SIMSCRIPT is a free-form, English-like general-purpose simulation language conceived by Harry Markowitz and Bernard Hausner at the RAND Corporation in 1962. It was implemented as a Fortran preprocessor on the IBM 7090 and was designed for large discrete event simulations. It influenced Simula.

Though earlier versions were released into the public domain, SIMSCRIPT was commercialized by Markowitz's company, California Analysis Center, Inc. (CACI), which produced proprietary versions SIMSCRIPT I.5 and SIMSCRIPT II.5.

==SIMSCRIPT II.5==
SIMSCRIPT II.5 was the last pre-PC incarnation of SIMSCRIPT, one of the oldest computer simulation languages. Although military contractor CACI released it in 1971, it still enjoys wide use in large-scale military and air-traffic control simulations.
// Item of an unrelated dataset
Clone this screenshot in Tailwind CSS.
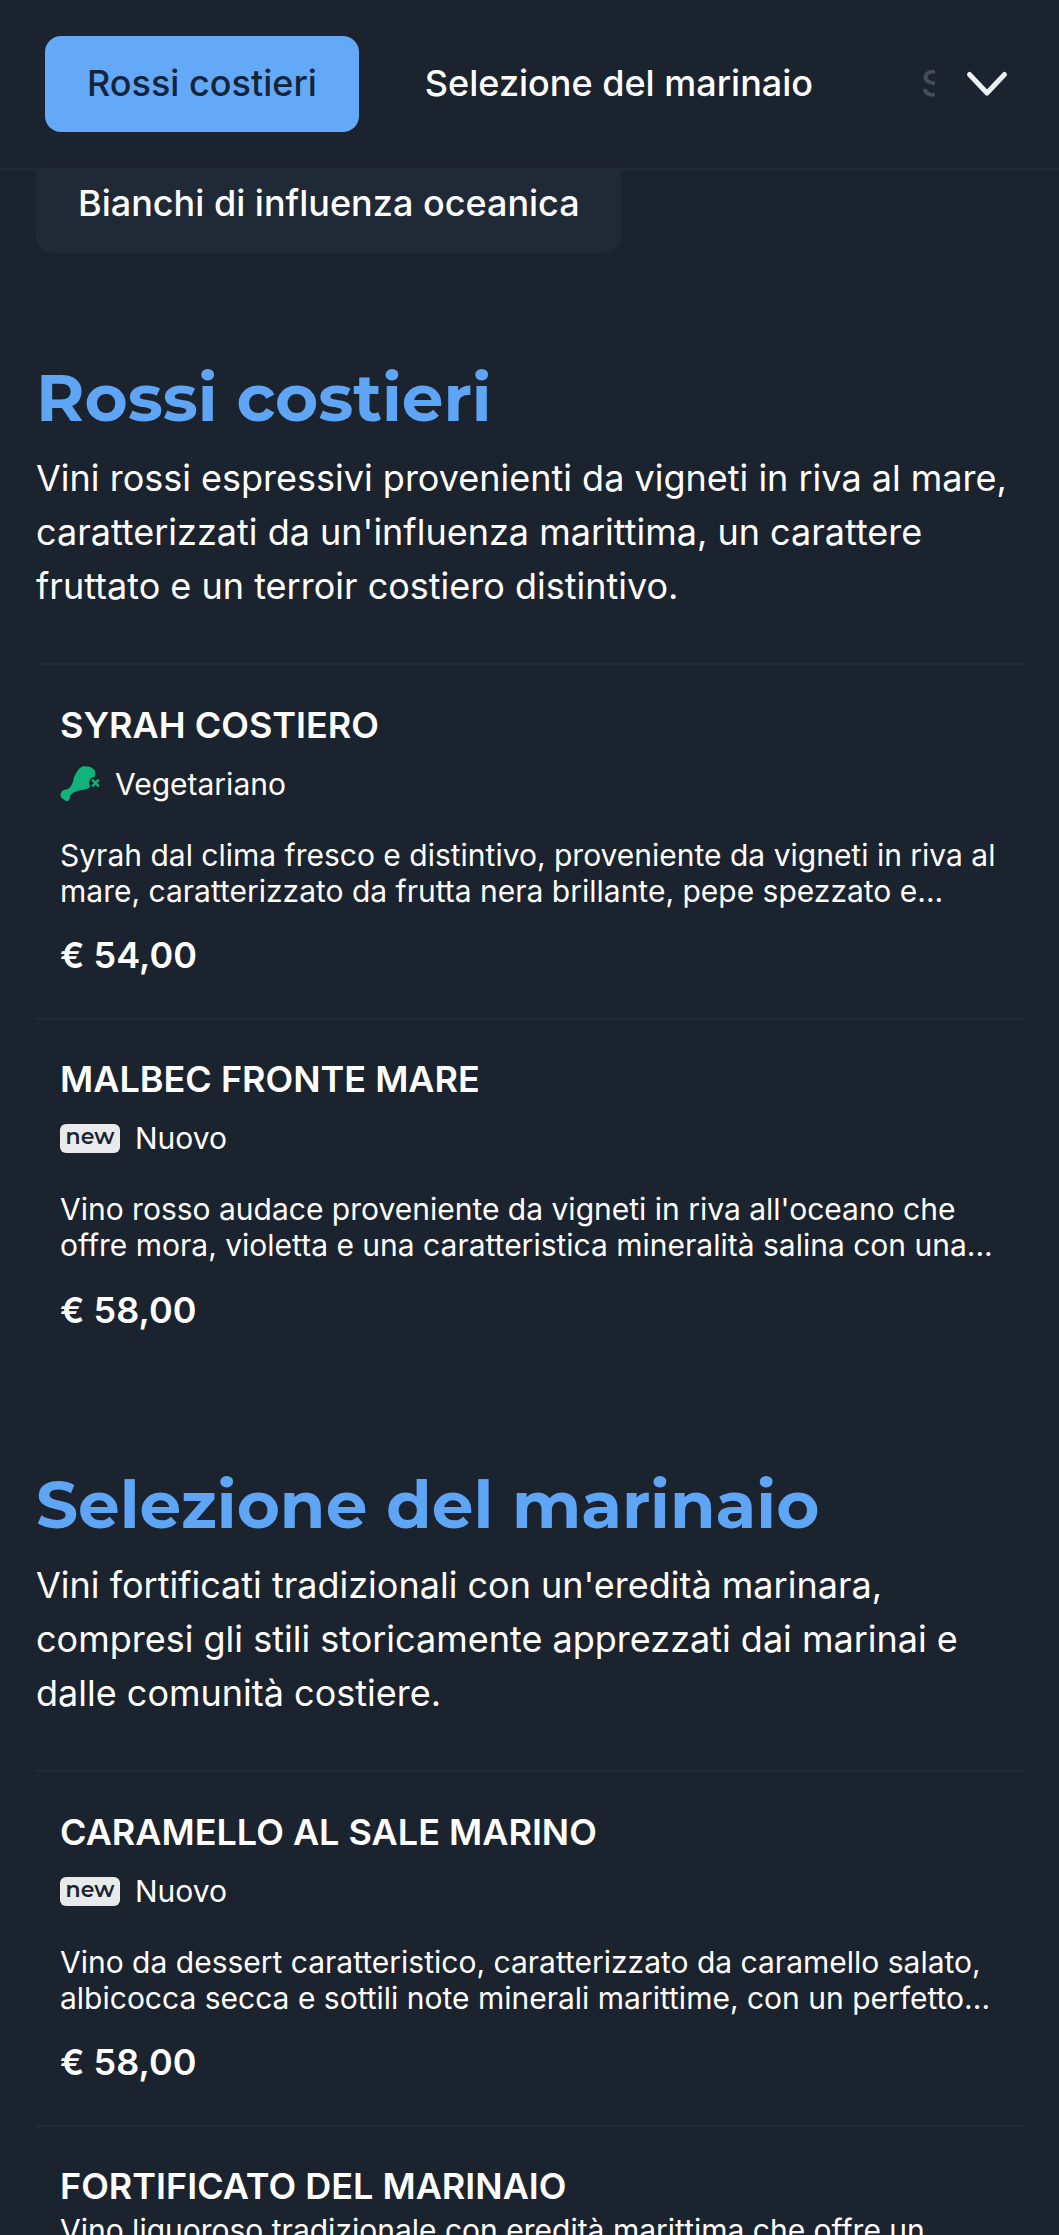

SIMSCRIPT II.5 is a powerful, free-form, English-like, general-purpose simulation programming language. It supports the application of software engineering principles, such as structured programming and modularity, which impart orderliness and manageability to simulation models.

==SIMSCRIPT III==
SIMSCRIPT III Release 4.0 was available by 2009, and by then it ran on Windows 7, SUN OS and Linux and has object-oriented features.

By 1997, SIMSCRIPT III already had a GUI interface to its compiler. The latest version is Release 5; earlier versions already supported 64-bit processing.

==PL/I implementation==
A PL/I implementation was developed during 1968–1969, based on the public domain version released by RAND Corporation.